The organization also thanked its members and advocate activists for working with the Senate’s leaders to halt a bill that would have altered the management of the “forever wild” Forest Preserve by prioritizing the retention of specific historic buildings over wild forest lands. Since both the Adirondack and Catskill Forest Preserves are already registered as National Landmarks, layering another historic designation -- for just the buildings – could create a legal conflict that could weaken Article 14, Section 1 of the state Constitution that mandates these forests “shall be forever kept as wild forest lands.”

“This session, including the budget negotiations that ended in April, showed that the Legislature and Governor care about the long-term health and vitality of the Adirondacks,” said Adirondack Council Executive Director Raul J. Aguirre. “What passed, and what didn’t pass, reflected many of the major priorities of our VISION 2050 report. That’s important because VISION 2050 isn’t just a plan for the Adirondack Council. It’s a plan for the management and protection of the entire Adirondack Park.
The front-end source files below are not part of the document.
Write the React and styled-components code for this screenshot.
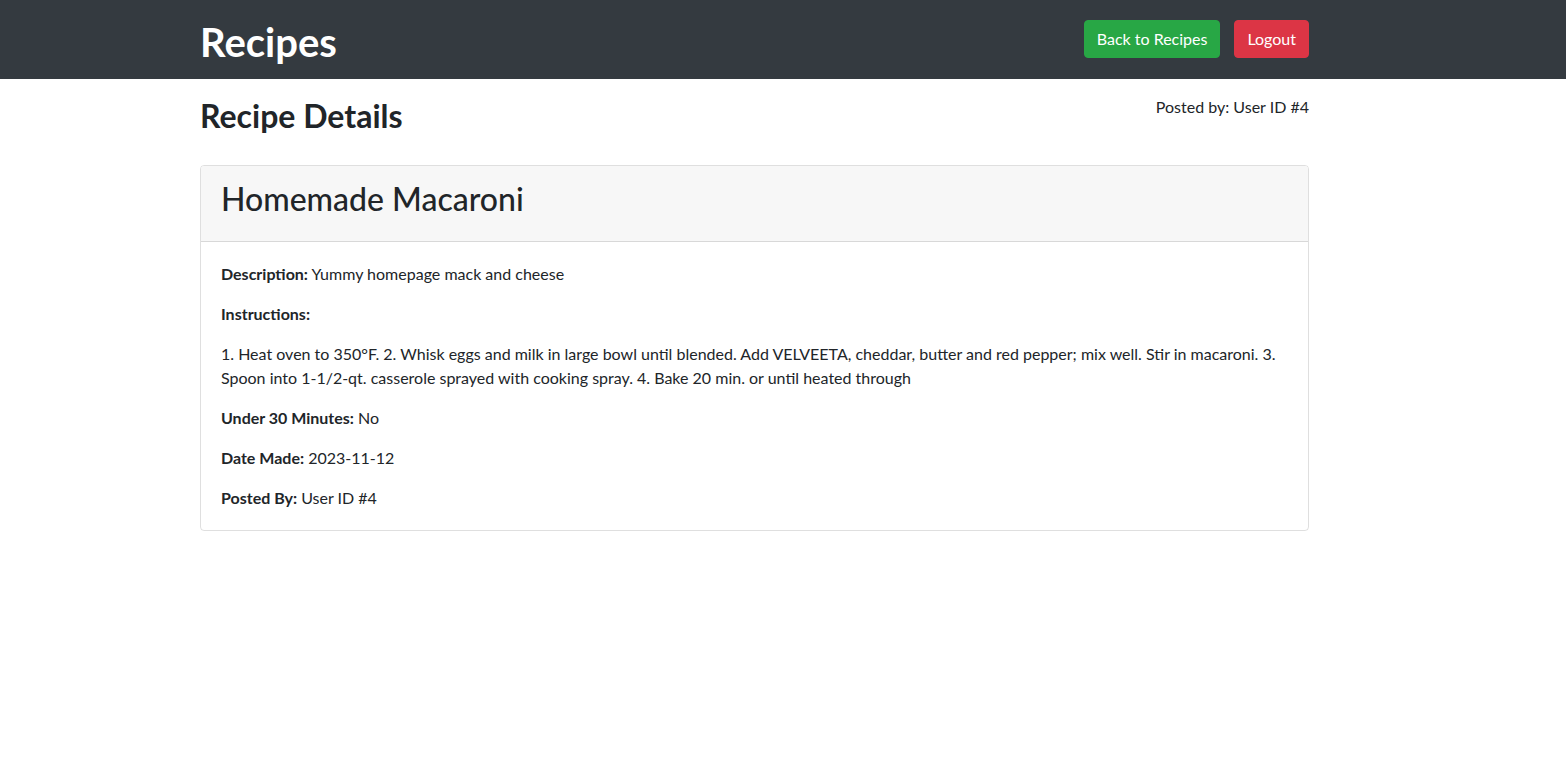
import styled, { createGlobalStyle } from "styled-components";

const GlobalStyle = createGlobalStyle`
  body {
    margin: 0;
    font-family: Lato, "Open Sans", Arial, sans-serif;
    font-size: 16px;
    line-height: 1.5;
    color: #212529;
    background: #fff;
  }
  * { box-sizing: border-box; }
`;

const recipe = {
  title: "Homemade Macaroni",
  description: "Yummy homepage mack and cheese",
  instructions:
    "1. Heat oven to 350°F. 2. Whisk eggs and milk in large bowl until blended. Add VELVEETA, cheddar, butter and red pepper; mix well. Stir in macaroni. 3. Spoon into 1-1/2-qt. casserole sprayed with cooking spray. 4. Bake 20 min. or until heated through",
  under30: "No",
  dateMade: "2023-11-12",
  userId: 4,
};

export default function App() {
  return (
    <>
      <GlobalStyle />
      <StyledNavbar>
        <StyledContainer>
          <StyledBrand>Recipes</StyledBrand>
          <StyledActions>
            <StyledButton $variant="success">Back to Recipes</StyledButton>
            <StyledButton $variant="danger">Logout</StyledButton>
          </StyledActions>
        </StyledContainer>
      </StyledNavbar>
      <StyledMain>
        <StyledPageHeader>
          <StyledTitle>Recipe Details</StyledTitle>
          <StyledPostedBy>Posted by: User ID #{recipe.userId}</StyledPostedBy>
        </StyledPageHeader>
        <StyledCard>
          <StyledCardHeader>
            <StyledCardTitle>{recipe.title}</StyledCardTitle>
          </StyledCardHeader>
          <StyledCardBody>
            <StyledText>
              <strong>Description:</strong> {recipe.description}
            </StyledText>
            <StyledText>
              <strong>Instructions:</strong>
            </StyledText>
            <StyledText>{recipe.instructions}</StyledText>
            <StyledText>
              <strong>Under 30 Minutes:</strong> {recipe.under30}
            </StyledText>
            <StyledText>
              <strong>Date Made:</strong> {recipe.dateMade}
            </StyledText>
            <StyledText>
              <strong>Posted By:</strong> User ID #{recipe.userId}
            </StyledText>
          </StyledCardBody>
        </StyledCard>
      </StyledMain>
    </>
  );
}

const StyledNavbar = styled.header`
  background: #343a40;
  height: 79px;
  display: flex;
  align-items: center;
`;

const StyledContainer = styled.div`
  width: 1109px;
  margin-left: 200px;
  display: flex;
  align-items: center;
  justify-content: space-between;
`;

const StyledBrand = styled.h1`
  margin: 0;
  color: #fff;
  font-size: 40px;
  font-weight: 700;
  line-height: 1.2;
  transform: translateY(2px);
`;

const StyledActions = styled.div`
  display: flex;
  gap: 14px;
  margin-top: -2px;
`;

const StyledButton = styled.button`
  font-family: inherit;
  font-size: 16px;
  line-height: 1.5;
  padding: 6px 12px;
  border-radius: 4px;
  border: 1px solid
    ${({ $variant }) => ($variant === "danger" ? "#dc3545" : "#28a745")};
  background: ${({ $variant }) =>
    $variant === "danger" ? "#dc3545" : "#28a745"};
  color: #fff;
  cursor: pointer;
`;

const StyledMain = styled.main`
  width: 1109px;
  margin-left: 200px;
`;

const StyledPageHeader = styled.div`
  display: flex;
  justify-content: space-between;
  align-items: flex-start;
  padding-top: 18px;
  margin-bottom: 30px;
`;

const StyledTitle = styled.h2`
  margin: 0;
  font-size: 32px;
  font-weight: 700;
  line-height: 1.2;
`;

const StyledPostedBy = styled.p`
  margin: -2px 0 0;
  font-size: 16px;
`;

const StyledCard = styled.section`
  border: 1px solid rgba(0, 0, 0, 0.125);
  border-radius: 4px;
  overflow: hidden;
`;

const StyledCardHeader = styled.div`
  background: #f7f7f7;
  border-bottom: 1px solid rgba(0, 0, 0, 0.125);
  padding: 12px 20px 21px;
`;

const StyledCardTitle = styled.h2`
  margin: 0;
  font-size: 32px;
  font-weight: 500;
  line-height: 1.3;
`;

const StyledCardBody = styled.div`
  padding: 20px 20px 4px;
`;

const StyledText = styled.p`
  margin: 0 0 16px;
  font-size: 16px;
  line-height: 24px;

  strong {
    font-weight: 700;
  }
`;
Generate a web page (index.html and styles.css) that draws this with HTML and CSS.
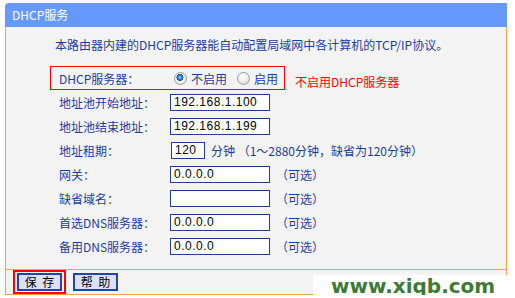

One that relies on partnership and collaboration from local, state and federal officials, other organizations, park residents, visitors and people across America who care about this iconic landscape.

“The Wildlife Crossings Act, passed in May, will protect wildlife while also preventing automobile accidents and saving lives,” Aguirre said. “The Climate Superfund Act that passed as the session ended is designed to create a new pool of funding to combat the impacts of climate change, funded by fossil fuel companies.  We welcome more investment in a sustainable climate and are watching to see how this superfund will fit into the state’s plans for a carbon cap-and-invest program.”

State Budget

The state budget bill brought millions of dollars in new funding for the Survey of Climate and Adirondack Lake Ecosystems (SCALE) and the Timbuctoo Summer Climate Careers Institute, plus an additional $500 million for clean water grants.

Water, Sewer Grants Improved

In January, Gov. Kathy Hochul made it easier for Adirondack municipalities to afford new water and wastewater systems by doubling the cap on state grants from 25% to 50% of the total project cost.

Road Salt

A new bill advanced by the Senate that didn’t make it through the Assembly would have created a Road Salt Reduction Council and Advisory Committee to carry out the recommendations of the state’s recent Road Salt Reduction Task Force. Road salt has become major source of clean water contamination in the Adirondacks, centered on salt storage facilities and state highways.

“We were very pleased to see the bill move so quickly through the Senate after being introduced just two weeks ago,” said Aguirre. “We thank Senator Pete Harckham of Peekskill for his sponsorship and support.  We also thank Assemblyman Billy Jones of Chateaugay, who was working to advance the same bill in his house when the session ended Saturday morning. There is still a chance that the Legislature will return to Albany this year, so we hope they can finish the job then.”

Constitutional Amendments

The Senate also passed a Constitutional Amendment resolution designed to remove Camp Gabriel’s, a former state prison located in the town of Brighton from the public Forest Preserve and replace it with greater acreage in a land swap. The Adirondack Council supports the resolution to remove Camp Gabriels. Unfortunately, the proposal did not advance. Another proposal was discussed by the Governor and Legislature that would remove Camp Gabriels, as well as the former Moriah Shock Incarceration Facility in Mineville, Essex County and the former Mount McGregor Correctional Facility in Moreau, Saratoga County. The Council also signaled its support for this plan to remove all three prisons, but a formal draft of this proposal, in the form of a resolution, was not introduced in time for consideration. 

Title Insurance

The Council supported a bill that would allow the state to purchase title insurance to gain a clear deed to lands it intends to purchase for the Forest Preserve. Currently, lengthy title searches must be completed before a state purchase, which can delay state action for years. This puts unnecessary strain on land trusts and other third parties who help the state to buy new lands by purchasing them and holding them until the state can complete the paperwork. More than 25 state officials must consent to the purchase of new Forest Preserve lands. The bill didn’t pass in the Assembly.

Clean Water Information

The Senate passed the Open Water Data Act, which will make it easier for scientists, residents and advocates to obtain and report information on drinking water quality. The bill didn’t pass in the Assembly.

The 9,300-square-mile Adirondack Park is one of the largest intact temperate deciduous forest ecosystems left in the world. The Adirondacks are home to about 130,000 New York residents in 130 rural communities.

Established in 1975, the Adirondack Council is a privately funded, not-for-profit environmental advocacy organization dedicated to ensuring the ecological integrity and wild character of the Adirondack Park.  The Council carries out its mission through research, education, advocacy and legal action.  The Council envisions a Park with clean water and clean air, core wilderness areas, farms and working forests, and vibrant, diverse, welcoming, safe communities.